Actually that's a very good point Freddy - thanks!
There's no need for the purge to go straight to waste at all. If I do as you suggest and just close the valve from the bottom drain then let the pond level build up/sieve level drop it will purge through the sieve when released. Then I can just run off water as slowly as I want to do changes.
I plan on building my own sieve rather than buying one - will post on here and let you know how it goes!
I should have said, you will definately need to rig up something for waste, don't run it to the garden! If for any reason you need to do a large water change (and you will!), your flower beds will quickly become a mess.
Yep - I was planning on having something! But now I know I don't need to worry about using 4inch pipe. I could even just use the hosepipe I suppose, although having a permanent 1 1/2 inch pipe would probably make sense.
hiya
i do the same as freddy, just shut the valve to the sieve then make sure pond is full right up. run the pump to empty the sieve and then open the valve and keep the sieve valve pushed open which then makes the water rush into the sieve which clears out the bottom drain and pipe work. this works great for me and then the waste pipe from my bead filter i have put 1/12" pvc solid pipe 6" under the ground to my nearest drain. this works good for me.
mark
__________________ 1x 2400 gallon pond
1x estro sieve
1x econo bead filter
1x bakki shower with crystal bio
1x 55w pro clear uv
1x eco 12,000
1x sequence 15,000
1x hi blow 40 air pump
and some really nice koi
I've a 40 gall "pump sump," I can purge the bottom drain in a matter of seconds and it then takes about two minutes or so to then pump the waste to the drain outside our kitchen through a good 40' of 1.5" pipe buried under the patio, this has worked fine for 25 years. I've a small hole in the drain supply to stop it syphoning once I've emptied the sump.
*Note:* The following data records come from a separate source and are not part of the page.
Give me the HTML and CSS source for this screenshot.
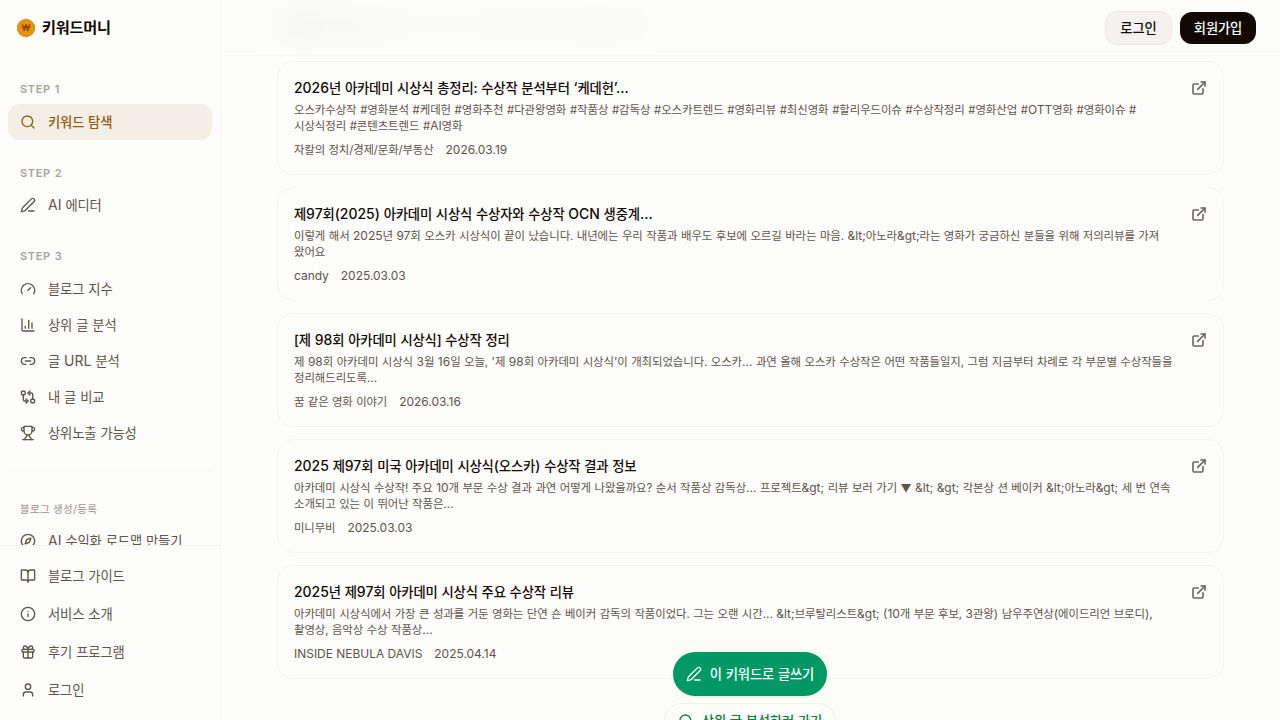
FILE: index.html
```
<!DOCTYPE html>
<html lang="ko">
<head>
    <meta charset="UTF-8">
    <title>키워드머니</title>
    <link rel="stylesheet" href="styles.css">
</head>
<body>
    <svg width="0" height="0" class="sprite">
        <symbol id="search" viewBox="0 0 24 24"><circle cx="11" cy="11" r="8"/><path d="m21 21-4.34-4.34"/></symbol>
        <symbol id="pen" viewBox="0 0 24 24"><path d="M13 21h8"/><path d="M21.174 6.812a1 1 0 0 0-3.986-3.987L3.842 16.174a2 2 0 0 0-.5.83l-1.321 4.352a.5.5 0 0 0 .623.622l4.353-1.32a2 2 0 0 0 .83-.497z"/></symbol>
        <symbol id="gauge" viewBox="0 0 24 24"><path d="m12 14 4-4"/><path d="M3.34 19a10 10 0 1 1 17.32 0"/></symbol>
        <symbol id="chart" viewBox="0 0 24 24"><path d="M3 3v16a2 2 0 0 0 2 2h16"/><path d="M18 17V9"/><path d="M13 17V5"/><path d="M8 17v-3"/></symbol>
        <symbol id="link" viewBox="0 0 24 24"><path d="M9 17H7A5 5 0 0 1 7 7h2"/><path d="M15 7h2a5 5 0 1 1 0 10h-2"/><path d="M8 12h8"/></symbol>
        <symbol id="compare" viewBox="0 0 24 24"><circle cx="5" cy="6" r="3"/><path d="M12 6h5a2 2 0 0 1 2 2v7"/><path d="m15 9-3-3 3-3"/><circle cx="19" cy="18" r="3"/><path d="M12 18H7a2 2 0 0 1-2-2V9"/><path d="m9 15 3 3-3 3"/></symbol>
        <symbol id="trophy" viewBox="0 0 24 24"><path d="M6 9H4.5a2.5 2.5 0 0 1 0-5H6"/><path d="M18 9h1.5a2.5 2.5 0 0 0 0-5H18"/><path d="M4 22h16"/><path d="M10 14.66V17c0 .55-.47.98-.97 1.21C7.85 18.75 7 20.24 7 22"/><path d="M14 14.66V17c0 .55.47.98.97 1.21C16.15 18.75 17 20.24 17 22"/><path d="M18 2H6v7a6 6 0 0 0 12 0V2Z"/></symbol>
        <symbol id="compass" viewBox="0 0 24 24"><circle cx="12" cy="12" r="10"/><path d="m16.24 7.76-1.804 5.411a2 2 0 0 1-1.265 1.265L7.76 16.24l1.804-5.411a2 2 0 0 1 1.265-1.265z"/></symbol>
        <symbol id="book" viewBox="0 0 24 24"><path d="M12 7v14"/><path d="M3 18a1 1 0 0 1-1-1V4a1 1 0 0 1 1-1h5a4 4 0 0 1 4 4 4 4 0 0 1 4-4h5a1 1 0 0 1 1 1v13a1 1 0 0 1-1 1h-6a3 3 0 0 0-3 3 3 3 0 0 0-3-3z"/></symbol>
        <symbol id="info" viewBox="0 0 24 24"><circle cx="12" cy="12" r="10"/><path d="M12 16v-4"/><path d="M12 8h.01"/></symbol>
        <symbol id="gift" viewBox="0 0 24 24"><rect x="3" y="8" width="18" height="4" rx="1"/><path d="M12 8v13"/><path d="M19 12v7a2 2 0 0 1-2 2H7a2 2 0 0 1-2-2v-7"/><path d="M7.5 8a2.5 2.5 0 0 1 0-5A4.8 8 0 0 1 12 8a4.8 8 0 0 1 4.5-5 2.5 2.5 0 0 1 0 5"/></symbol>
        <symbol id="user" viewBox="0 0 24 24"><path d="M19 21v-2a4 4 0 0 0-4-4H9a4 4 0 0 0-4 4v2"/><circle cx="12" cy="7" r="4"/></symbol>
        <symbol id="external" viewBox="0 0 24 24"><path d="M15 3h6v6"/><path d="M10 14 21 3"/><path d="M18 13v6a2 2 0 0 1-2 2H5a2 2 0 0 1-2-2V8a2 2 0 0 1 2-2h6"/></symbol>
    </svg>

    <aside class="sidebar">
        <div class="brand"><span class="coin">₩</span>키워드머니</div>
        <nav class="menu">
            <div class="label">STEP 1</div>
            <a class="item active"><svg class="icon"><use href="#search"/></svg>키워드 탐색</a>
            <div class="label tight">STEP 2</div>
            <a class="item"><svg class="icon"><use href="#pen"/></svg><span><span class="en">AI</span> 에디터</span></a>
            <div class="label">STEP 3</div>
            <a class="item"><svg class="icon"><use href="#gauge"/></svg>블로그 지수</a>
            <a class="item"><svg class="icon"><use href="#chart"/></svg>상위 글 분석</a>
            <a class="item"><svg class="icon"><use href="#link"/></svg><span>글 <span class="en">URL</span> 분석</span></a>
            <a class="item"><svg class="icon"><use href="#compare"/></svg>내 글 비교</a>
            <a class="item"><svg class="icon"><use href="#trophy"/></svg>상위노출 가능성</a>
            <hr class="divider">
            <div class="label ko">블로그 생성/등록</div>
            <a class="item"><svg class="icon"><use href="#compass"/></svg><span><span class="en">AI</span> 수익화 로드맵 만들기</span></a>
        </nav>
        <div class="bottom">
            <a class="item"><svg class="icon"><use href="#book"/></svg>블로그 가이드</a>
            <a class="item"><svg class="icon"><use href="#info"/></svg>서비스 소개</a>
            <a class="item"><svg class="icon"><use href="#gift"/></svg>후기 프로그램</a>
            <a class="item"><svg class="icon"><use href="#user"/></svg>로그인</a>
        </div>
    </aside>

    <main class="main">
        <header class="header">
            <div class="haze"></div>
            <button class="btn login">로그인</button>
            <button class="btn signup">회원가입</button>
        </header>
        <section class="posts">
            <article class="card">
                <div class="text">
                    <h3><span class="en">2026</span>년 아카데미 시상식 총정리: 수상작 분석부터 <span class="en">‘</span>케데헌<span class="en">’...</span></h3>
                    <p class="tags">오스카수상작 #영화분석 #케데헌 #영화추천 #다관왕영화 #작품상 #감독상 #오스카트렌드 #영화리뷰 #최신영화 #할리우드이슈 #수상작정리 #영화산업 #<span class="en">OTT</span>영화 #영화이슈 #<br>시상식정리 #콘텐츠트렌드 #<span class="en">AI</span>영화</p>
                    <div class="meta"><span>자칼의 정치/경제/문화/부동산</span><span class="en">2026.03.19</span></div>
                </div>
                <svg class="icon"><use href="#external"/></svg>
            </article>
            <article class="card">
                <div class="text">
                    <h3>제<span class="en">97</span>회<span class="en">(2025)</span> 아카데미 시상식 수상자와 수상작 <span class="en">OCN</span> 생중계<span class="en">...</span></h3>
                    <p>이렇게 해서 <span class="en">2025</span>년 <span class="en">97</span>회 오스카 시상식이 끝이 났습니다. 내년에는 우리 작품과 배우도 후보에 오르길 바라는 마음. <span class="en">&amp;lt;</span>아노라<span class="en">&amp;gt;</span>라는 영화가 궁금하신 분들을 위해 저의리뷰를 가져<br>왔어요</p>
                    <div class="meta"><span class="en">candy</span><span class="en">2025.03.03</span></div>
                </div>
                <svg class="icon"><use href="#external"/></svg>
            </article>
            <article class="card">
                <div class="text">
                    <h3>[제 <span class="en">98</span>회 아카데미 시상식] 수상작 정리</h3>
                    <p>제 <span class="en">98</span>회 아카데미 시상식 <span class="en">3</span>월 <span class="en">16</span>일 오늘, '제 <span class="en">98</span>회 아카데미 시상식'이 개최되었습니다. 오스카<span class="en">...</span> 과연 올해 오스카 수상작은 어떤 작품들일지, 그럼 지금부터 차례로 각 부문별 수상작들을<br>정리해드리도록<span class="en">...</span></p>
                    <div class="meta"><span>꿈 같은 영화 이야기</span><span class="en">2026.03.16</span></div>
                </div>
                <svg class="icon"><use href="#external"/></svg>
            </article>
            <article class="card">
                <div class="text">
                    <h3><span class="en">2025</span> 제<span class="en">97</span>회 미국 아카데미 시상식<span class="en">(</span>오스카<span class="en">)</span> 수상작 결과 정보</h3>
                    <p>아카데미 시상식 수상작! 주요 <span class="en">10</span>개 부문 수상 결과 과연 어떻게 나왔을까요? 순서 작품상 감독상<span class="en">...</span> 프로젝트<span class="en">&amp;gt;</span> 리뷰 보러 가기 <span class="mark">▼</span> <span class="en">&amp;lt; &amp;gt;</span> 각본상 션 베이커 <span class="en">&amp;lt;</span>아노라<span class="en">&amp;gt;</span> 세 번 연속<br>소개되고 있는 이 뛰어난 작품은<span class="en">...</span></p>
                    <div class="meta"><span>미니무비</span><span class="en">2025.03.03</span></div>
                </div>
                <svg class="icon"><use href="#external"/></svg>
            </article>
            <article class="card">
                <div class="text">
                    <h3><span class="en">2025</span>년 제<span class="en">97</span>회 아카데미 시상식 주요 수상작 리뷰</h3>
                    <p>아카데미 시상식에서 가장 큰 성과를 거둔 영화는 단연 숀 베이커 감독의 작품이었다. 그는 오랜 시간<span class="en">... &amp;lt;</span>브루탈리스트<span class="en">&amp;gt; (10</span>개 부문 후보, <span class="en">3</span>관왕<span class="en">)</span> 남우주연상<span class="en">(</span>에이드리언 브로디<span class="en">),</span><br>촬영상, 음악상 수상 작품상<span class="en">...</span></p>
                    <div class="meta"><span class="en">INSIDE NEBULA DAVIS</span><span class="en">2025.04.14</span></div>
                </div>
                <svg class="icon"><use href="#external"/></svg>
            </article>
        </section>
    </main>

    <div class="floating">
        <button class="pill write"><svg class="icon"><use href="#pen"/></svg>이 키워드로 글쓰기</button>
        <button class="pill analyze"><svg class="icon"><use href="#search"/></svg>상위 글 분석하러 가기</button>
    </div>
</body>
</html>
```
FILE: styles.css
```
* {
    box-sizing: border-box;
}

body {
    margin: 0;
    height: 720px;
    display: flex;
    overflow: hidden;
    background-color: #fcfcfa;
    color: #110a04;
    font-family: Inter, "Noto Sans CJK KR", sans-serif;
    font-size: 13.3px;
    line-height: 20px;
    letter-spacing: -0.01em;
    word-spacing: 0.03em;
}

/* latin letters and digits run a little larger than hangul */
.en {
    font-size: 1.05em;
    letter-spacing: 0;
    word-spacing: 0;
}

.mark {
    font-size: 0.95em;
    line-height: 1;
}

.sprite {
    position: absolute;
}

.icon {
    width: 16px;
    height: 16px;
    flex-shrink: 0;
    fill: none;
    stroke: currentColor;
    stroke-width: 2;
    stroke-linecap: round;
    stroke-linejoin: round;
}

.sidebar {
    width: 221px;
    height: 720px;
    flex-shrink: 0;
    display: flex;
    flex-direction: column;
    border-right: 1px solid #f7f7f5;
}

.brand {
    height: 56px;
    flex-shrink: 0;
    display: flex;
    align-items: center;
    gap: 7px;
    padding-left: 17px;
    font-size: 15.2px;
    font-weight: 700;
    letter-spacing: -0.015em;
}

.coin {
    width: 18px;
    height: 18px;
    border-radius: 50%;
    background-color: #e6930f;
    box-shadow: inset 0 0 0 1px #dc8a10;
    color: #8a4708;
    font-size: 8.5px;
    line-height: 18px;
    text-align: center;
    letter-spacing: 0;
}

.menu {
    flex: 1;
    min-height: 0;
    overflow: hidden;
    padding: 0 8px;
}

.label {
    padding: 25px 12px 7px;
    color: #a8a49c;
    font-size: 11px;
    font-weight: 600;
    line-height: 16px;
    letter-spacing: 0.06em;
}

.label.tight {
    padding-bottom: 6px;
}

.label.ko {
    padding: 26px 12px 5px;
    font-size: 10.5px;
    font-weight: 500;
    letter-spacing: 0.03em;
    word-spacing: 0;
}

.item {
    height: 36px;
    display: flex;
    align-items: center;
    gap: 12px;
    padding: 0 12px;
    border-radius: 12px;
    color: #5c5549;
}

.item.active {
    background-color: #f3eee6;
    color: #945b09;
    font-weight: 500;
}

.divider {
    height: 1px;
    margin: 20px 0 4px;
    border: none;
    background-color: #f6f6f4;
}

.bottom {
    display: flex;
    flex-direction: column;
    gap: 2px;
    padding: 12px 8px;
    border-top: 1px solid #f4f4f2;
}

.main {
    flex: 1;
    min-width: 0;
}

.header {
    position: relative;
    height: 56px;
    display: flex;
    align-items: center;
    justify-content: flex-end;
    gap: 8px;
    padding-right: 24px;
    border-bottom: 1px solid #f7f7f5;
    overflow: hidden;
}

/* content scrolled under the translucent header */
.haze {
    position: absolute;
    left: 60px;
    top: 14px;
    width: 360px;
    height: 22px;
    background: linear-gradient(90deg, #f4f4f2, #f9f9f7 40%, #f7f7f5);
    filter: blur(12px);
}

.btn {
    border: none;
    border-radius: 12px;
    padding: 0;
    font: inherit;
    font-weight: 500;
    letter-spacing: inherit;
}

.login {
    width: 67px;
    height: 34px;
    border: 1px solid #e9e8e4;
    background-color: #f3f2ef;
    color: #110a04;
}

.signup {
    width: 76px;
    height: 32px;
    background-color: #110a04;
    color: #fcfcfa;
}

.posts {
    display: flex;
    flex-direction: column;
    gap: 12px;
    padding: 5px 56px;
}

.card {
    height: 114px;
    display: flex;
    justify-content: space-between;
    padding: 16px;
    border: 1px solid #f4f4f2;
    border-radius: 16px;
    color: #5c5549;
    white-space: nowrap;
}

.card .icon {
    margin-top: 2px;
    color: #6b6459;
    stroke-width: 2.4;
}

.card h3 {
    margin: 0 0 4px;
    color: #110a04;
    font-size: 13.3px;
    font-weight: 500;
}

.card p {
    margin: 0 0 8px;
    font-size: 11.4px;
    line-height: 16px;
    letter-spacing: -0.006em;
    word-spacing: 0.032em;
}

.card p.tags {
    word-spacing: 0.046em;
}

.meta {
    display: flex;
    gap: 12px;
    font-size: 11.4px;
    line-height: 16px;
}

.floating {
    position: absolute;
    left: 221px;
    right: 1px;
    top: 652px;
    height: 68px;
    display: flex;
    flex-direction: column;
    align-items: center;
    gap: 7px;
    overflow: hidden;
}

.pill {
    height: 44px;
    flex-shrink: 0;
    display: flex;
    align-items: center;
    justify-content: center;
    gap: 8px;
    padding: 0;
    border: none;
    border-radius: 22px;
    font: inherit;
    font-weight: 500;
    letter-spacing: inherit;
    word-spacing: inherit;
}

.write {
    width: 154px;
    background-color: #009966;
    color: #fcfcfa;
    box-shadow: 0 1px 3px rgba(0, 0, 0, 0.08);
}

.analyze {
    width: 172px;
    height: 36px;
    border: 1px solid #f0f0ee;
    background-color: #fcfcfa;
    color: #0a8043;
}
```
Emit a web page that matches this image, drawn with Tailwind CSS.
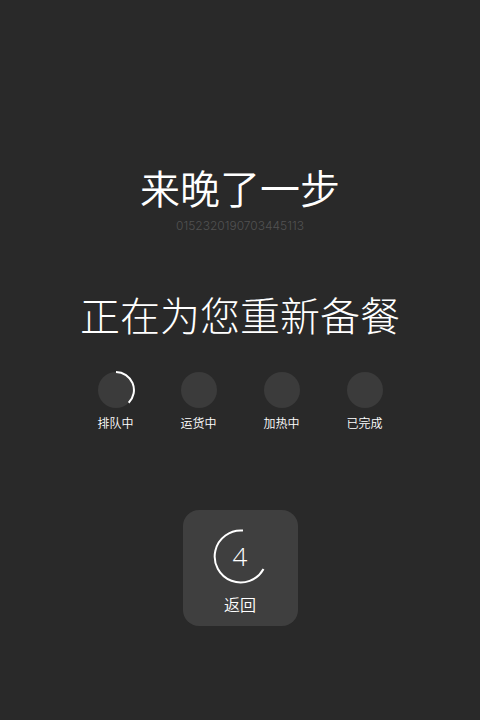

A word of caution, some sump installations use a double standpipe arrangement. One is connected by a 4" pipe to the bottom drain the other via a 4" pipe to an adjacent 4" drainpipe via a saddle connection. This are fine as long as the drain standpipe isn't accidentally removed without the bottom drain standpipe being in its socket. This could near as dammit empty half the pool in a few minutes. The other problem is if the drain or soil pipe to which the system is connected, backs up and then "all sorts" could end up in the sump.
__________________ "I don't mind if you don't like my manners!
I don't like them myself, they're pretty bad,
I grieve over them on long winter evenings."
Last edited by Doghouse Riley : 04-11-2011 at 05:57 PM.
That is what I was originally thinking - but after the responses here I've realised (I think) that I don't need the T before the sieve, I can just back up the water in the pond, let the pump empty the sieve and container it'll be in (which will be about 150L) then release the water and it'll purge the drain into the sieve.
This way avoids the need to have a T on the 4 inch pipe, and I can just run water off through 1.5 in pipe to the drain when required.
Do you think there's a problem with that method?
If you have meter on your pond supply and you are draining into the garden and not the mains sewage system it is well worth getting in touch with your water authority and see if they will give you a discount.
They normally work out your sewage charge assuming a fixed % goes into the sewer if you give them readings from your koi water meter you might, like me, get a worthwhile discount from your water authority.